Client: City of Tucson, Regional Transit Authority of Tucson, AZ
Location: Tucson, AZ, United States
Completion date: 2015
Barbara Grygutis Sculpture LLC
Regional Transit Authority of Tucson, Arizona
City of Tucson
M3 Engineering & Technology Corp.
McGann & Associates
“Sonoran Passage” creates an iconic sculptural gateway to the city center at the 22nd Street and Kino Boulevard interchange in Tucson, Arizona. Distinctive structural forms from the ﬂora of the Sonoran Desert provided Barbara Grygutis a visual vocabulary for the project. The columnar ribbed form of the Saguaro Cactus inspired the semi-transparent aluminum sculptures that penetrate and visually anchor the center of the bridge, rising from ground level to forty feet. The artist designed the bridge’s sculptural support pillars to carry the aesthetic throughout the bridge.
The goal was to turn the bridge into a work of art that oﬀers commuters a cohesive aesthetic experience at every level and angle, and at various speeds. A moiré eﬀect engages commuters as they pass during the day. In the evening, the columnar forms are illuminated. Grygutis applied her thematic Saguaro rib inspired vision to the illuminated metal sculptural columns, concrete bridge columns, and the coordinating bridge railing and column finials. The overall sage green concrete of the interchange bridge also adds to the vibrancy of this subtly themed Sonoran Desert gateway.
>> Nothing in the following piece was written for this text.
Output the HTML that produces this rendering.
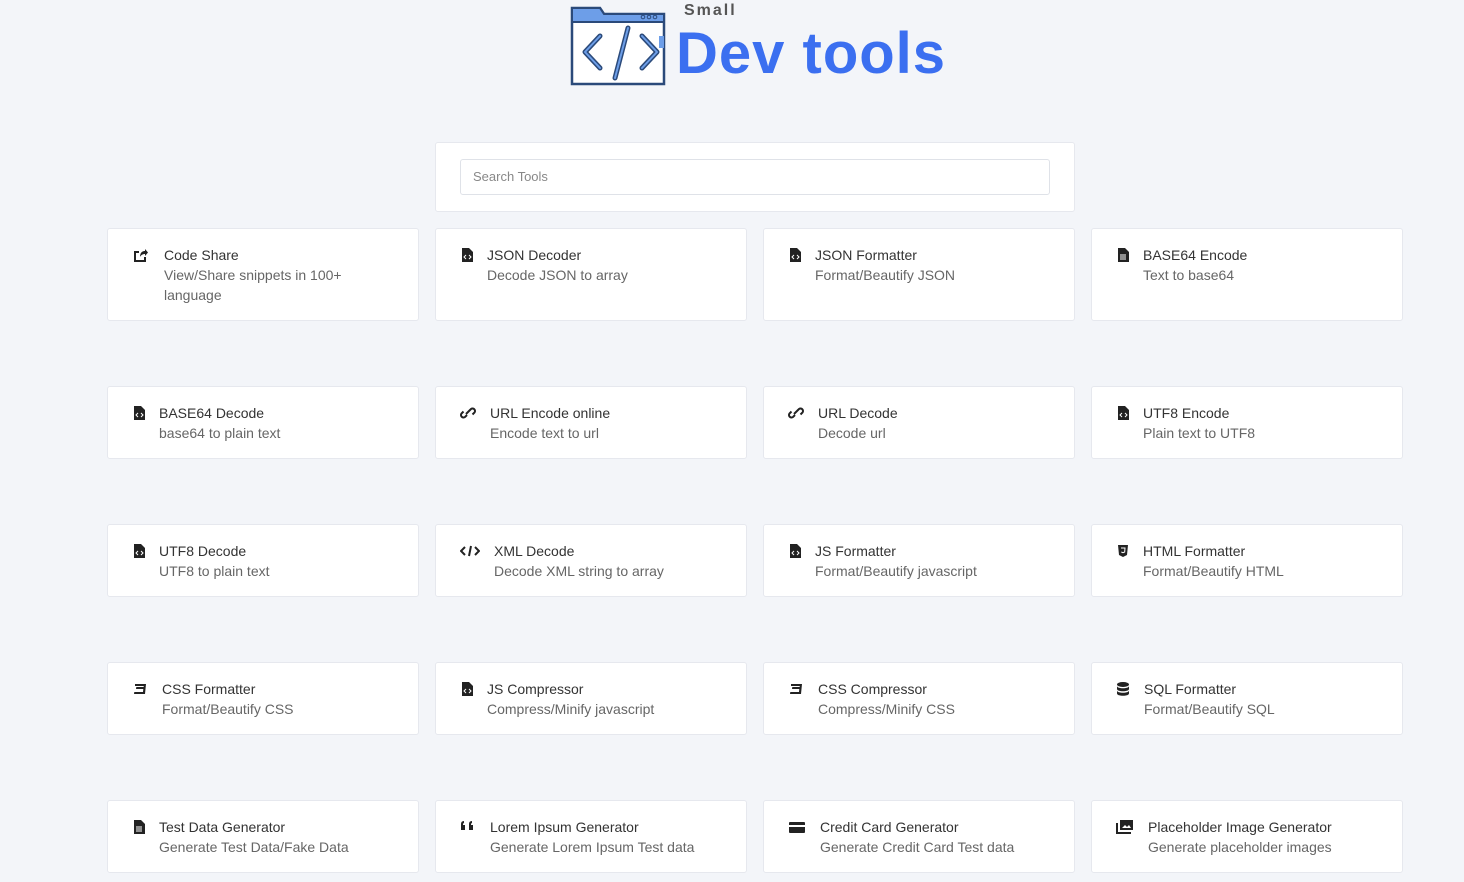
<!DOCTYPE html>
<html><head><meta charset="utf-8"><style>
body{margin:0;background:#f3f5f9;font-family:"Liberation Sans",sans-serif;width:1464px;height:882px;overflow:hidden;position:relative}
.logo{position:absolute;left:570px;top:0}
.small{position:absolute;left:684px;top:2px;font-size:16px;font-weight:bold;color:#555;letter-spacing:2px}
.dev{position:absolute;left:676px;top:20px;font-size:58px;font-weight:bold;color:#3b6ff0;letter-spacing:1px}
.sbox{position:absolute;left:435px;top:142px;width:638px;height:68px;background:#fff;border:1px solid #e6e8ee;border-radius:3px}
.sin{position:absolute;left:24px;top:16px;width:590px;height:36px;border:1px solid #dfe2e8;border-radius:3px;font-size:13px;color:#888;line-height:34px;padding-left:12px;box-sizing:border-box}
.c{position:absolute;width:312px;background:#fff;border:1px solid #e6e8ee;border-radius:3px;box-sizing:border-box}
.c svg{position:absolute;left:24px;top:19px}
.t{position:absolute;top:16px;font-size:14px;line-height:20px;color:#333;margin-left:-1px}
.d{color:#666}
</style></head><body>
<svg class="logo" width="100" height="88" viewBox="0 0 100 88">
<path d="M2 8 h28 l4 6 h60 v70 h-92z" fill="#fff" stroke="#2b4a7a" stroke-width="2.5"/>
<path d="M2 8 h28 l4 6 h60 v8 h-92z" fill="#6d9ee8" stroke="#2b4a7a" stroke-width="2"/>
<circle cx="73" cy="17" r="1.8" fill="none" stroke="#2b4a7a"/><circle cx="79" cy="17" r="1.8" fill="none" stroke="#2b4a7a"/><circle cx="85" cy="17" r="1.8" fill="none" stroke="#2b4a7a"/>
<rect x="89" y="36" width="5" height="12" fill="#6d9ee8"/>
<path d="M30 36 L15 52 L30 68 M72 36 L87 52 L72 68" fill="none" stroke="#2b4a7a" stroke-width="5" stroke-linecap="round" stroke-linejoin="round"/>
<path d="M30 36 L15 52 L30 68 M72 36 L87 52 L72 68" fill="none" stroke="#6d9ee8" stroke-width="2" stroke-linecap="round" stroke-linejoin="round"/>
<path d="M58 28 L45 78" stroke="#2b4a7a" stroke-width="5" stroke-linecap="round"/><path d="M58 28 L45 78" stroke="#6d9ee8" stroke-width="2" stroke-linecap="round"/>
</svg>
<div class="small">Small</div>
<div class="dev">Dev tools</div>
<div class="sbox"><div class="sin">Search Tools</div></div>

<div class="c" style="left:107px;top:228px;height:93px"><svg width="16" height="14"><path d="M2 3h5v2H4v7h8v-3h2v5H2z M8 9c0-4 2-6 5-6V1l3 3.5-3 3.5V6c-2 0-4 1-5 3z" fill="#222"/></svg><div class="t" style="left:57px">Code Share<br><span class="d">View/Share snippets in 100+<br>language</span></div></div>
<div class="c" style="left:435px;top:228px;height:93px"><svg width="14" height="14"><path d="M2 0h7l4 4v10H2z" fill="#222"/><path d="M6 7l-2 2 2 2M9 7l2 2-2 2" stroke="#fff" fill="none"/></svg><div class="t" style="left:52px">JSON Decoder<br><span class="d">Decode JSON to array</span></div></div>
<div class="c" style="left:763px;top:228px;height:93px"><svg width="14" height="14"><path d="M2 0h7l4 4v10H2z" fill="#222"/><path d="M6 7l-2 2 2 2M9 7l2 2-2 2" stroke="#fff" fill="none"/></svg><div class="t" style="left:52px">JSON Formatter<br><span class="d">Format/Beautify JSON</span></div></div>
<div class="c" style="left:1091px;top:228px;height:93px"><svg width="14" height="14"><path d="M2 0h7l4 4v10H2z" fill="#222"/><path d="M4 7h6M4 9h6M4 11h6" stroke="#fff"/></svg><div class="t" style="left:52px">BASE64 Encode<br><span class="d">Text to base64</span></div></div>

<div class="c" style="left:107px;top:386px;height:73px"><svg width="14" height="14"><path d="M2 0h7l4 4v10H2z" fill="#222"/><path d="M6 7l-2 2 2 2M9 7l2 2-2 2" stroke="#fff" fill="none"/></svg><div class="t" style="left:52px">BASE64 Decode<br><span class="d">base64 to plain text</span></div></div>
<div class="c" style="left:435px;top:386px;height:73px"><svg width="16" height="14"><path d="M7 9l-2 2a2.5 2.5 0 01-3.5-3.5l2-2M9 5l2-2a2.5 2.5 0 013.5 3.5l-2 2M6 8l4-4" stroke="#222" stroke-width="2" fill="none"/></svg><div class="t" style="left:55px">URL Encode online<br><span class="d">Encode text to url</span></div></div>
<div class="c" style="left:763px;top:386px;height:73px"><svg width="16" height="14"><path d="M7 9l-2 2a2.5 2.5 0 01-3.5-3.5l2-2M9 5l2-2a2.5 2.5 0 013.5 3.5l-2 2M6 8l4-4" stroke="#222" stroke-width="2" fill="none"/></svg><div class="t" style="left:55px">URL Decode<br><span class="d">Decode url</span></div></div>
<div class="c" style="left:1091px;top:386px;height:73px"><svg width="14" height="14"><path d="M2 0h7l4 4v10H2z" fill="#222"/><path d="M6 7l-2 2 2 2M9 7l2 2-2 2" stroke="#fff" fill="none"/></svg><div class="t" style="left:52px">UTF8 Encode<br><span class="d">Plain text to UTF8</span></div></div>

<div class="c" style="left:107px;top:524px;height:73px"><svg width="14" height="14"><path d="M2 0h7l4 4v10H2z" fill="#222"/><path d="M6 7l-2 2 2 2M9 7l2 2-2 2" stroke="#fff" fill="none"/></svg><div class="t" style="left:52px">UTF8 Decode<br><span class="d">UTF8 to plain text</span></div></div>
<div class="c" style="left:435px;top:524px;height:73px"><svg width="20" height="14"><path d="M5 3L1 7l4 4M15 3l4 4-4 4M11 2L9 12" stroke="#222" stroke-width="2" fill="none"/></svg><div class="t" style="left:59px">XML Decode<br><span class="d">Decode XML string to array</span></div></div>
<div class="c" style="left:763px;top:524px;height:73px"><svg width="14" height="14"><path d="M2 0h7l4 4v10H2z" fill="#222"/><path d="M6 7l-2 2 2 2M9 7l2 2-2 2" stroke="#fff" fill="none"/></svg><div class="t" style="left:52px">JS Formatter<br><span class="d">Format/Beautify javascript</span></div></div>
<div class="c" style="left:1091px;top:524px;height:73px"><svg width="14" height="14"><path d="M2 1h10l-1 10-4 2-4-2z" fill="#222"/><path d="M5 4h4l-.3 4-1.7.7-1.7-.7" stroke="#fff" fill="none"/></svg><div class="t" style="left:52px">HTML Formatter<br><span class="d">Format/Beautify HTML</span></div></div>

<div class="c" style="left:107px;top:662px;height:73px"><svg width="16" height="14"><path d="M3 2h11l-1 10H2l.3-2H11l.3-3H4l.3-2h7.3l.2-1H3z" fill="#222"/></svg><div class="t" style="left:55px">CSS Formatter<br><span class="d">Format/Beautify CSS</span></div></div>
<div class="c" style="left:435px;top:662px;height:73px"><svg width="14" height="14"><path d="M2 0h7l4 4v10H2z" fill="#222"/><path d="M6 7l-2 2 2 2M9 7l2 2-2 2" stroke="#fff" fill="none"/></svg><div class="t" style="left:52px">JS Compressor<br><span class="d">Compress/Minify javascript</span></div></div>
<div class="c" style="left:763px;top:662px;height:73px"><svg width="16" height="14"><path d="M3 2h11l-1 10H2l.3-2H11l.3-3H4l.3-2h7.3l.2-1H3z" fill="#222"/></svg><div class="t" style="left:55px">CSS Compressor<br><span class="d">Compress/Minify CSS</span></div></div>
<div class="c" style="left:1091px;top:662px;height:73px"><svg width="14" height="14"><ellipse cx="7" cy="2.5" rx="6" ry="2.5" fill="#222"/><path d="M1 4c0 3 12 3 12 0v3c0 3-12 3-12 0zM1 8.5c0 3 12 3 12 0v3c0 3-12 3-12 0z" fill="#222"/></svg><div class="t" style="left:53px">SQL Formatter<br><span class="d">Format/Beautify SQL</span></div></div>

<div class="c" style="left:107px;top:800px;height:73px"><svg width="14" height="14"><path d="M2 0h7l4 4v10H2z" fill="#222"/><path d="M4 7h6M4 9h6M4 11h6" stroke="#fff"/></svg><div class="t" style="left:52px">Test Data Generator<br><span class="d">Generate Test Data/Fake Data</span></div></div>
<div class="c" style="left:435px;top:800px;height:73px"><svg width="16" height="14"><path d="M1 7V4q0-3 3-3v2q-1 0-1 2h2v5H1zM9 7V4q0-3 3-3v2q-1 0-1 2h2v5H9z" fill="#222"/></svg><div class="t" style="left:55px">Lorem Ipsum Generator<br><span class="d">Generate Lorem Ipsum Test data</span></div></div>
<div class="c" style="left:763px;top:800px;height:73px"><svg width="18" height="14"><rect x="1" y="2" width="16" height="11" rx="1" fill="#222"/><rect x="1" y="5" width="16" height="2" fill="#fff"/></svg><div class="t" style="left:57px">Credit Card Generator<br><span class="d">Generate Credit Card Test data</span></div></div>
<div class="c" style="left:1091px;top:800px;height:73px"><svg width="18" height="14"><path d="M1 3v10h14" stroke="#222" stroke-width="2" fill="none"/><rect x="4" y="0" width="13" height="10" fill="#222"/><path d="M6 8l3-3 2 2 2-2 2 3z" fill="#fff"/></svg><div class="t" style="left:57px">Placeholder Image Generator<br><span class="d">Generate placeholder images</span></div></div>
</body></html>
It was necessary to work with a wide variety of local industry professionals including engineers Structural Grace and M3 Engineering & Technology Corp., fabricators CAID Industries, landscape architects McGann & Associates, the Regional Transportation Authority and City of Tucson, as well as a multitude of stakeholders including the local community to successfully implement this long-term, intensive project. Grygutis worked closely with the design team, considering not only the aesthetic impact of the artwork, but also the plethora of concerns inherent to large-scale transportation infrastructure projects. Notably, the lighting used in the project also adheres to Tucson's local 'Dark Skies' initiatives which require lighting to follow minimal light pollution standards.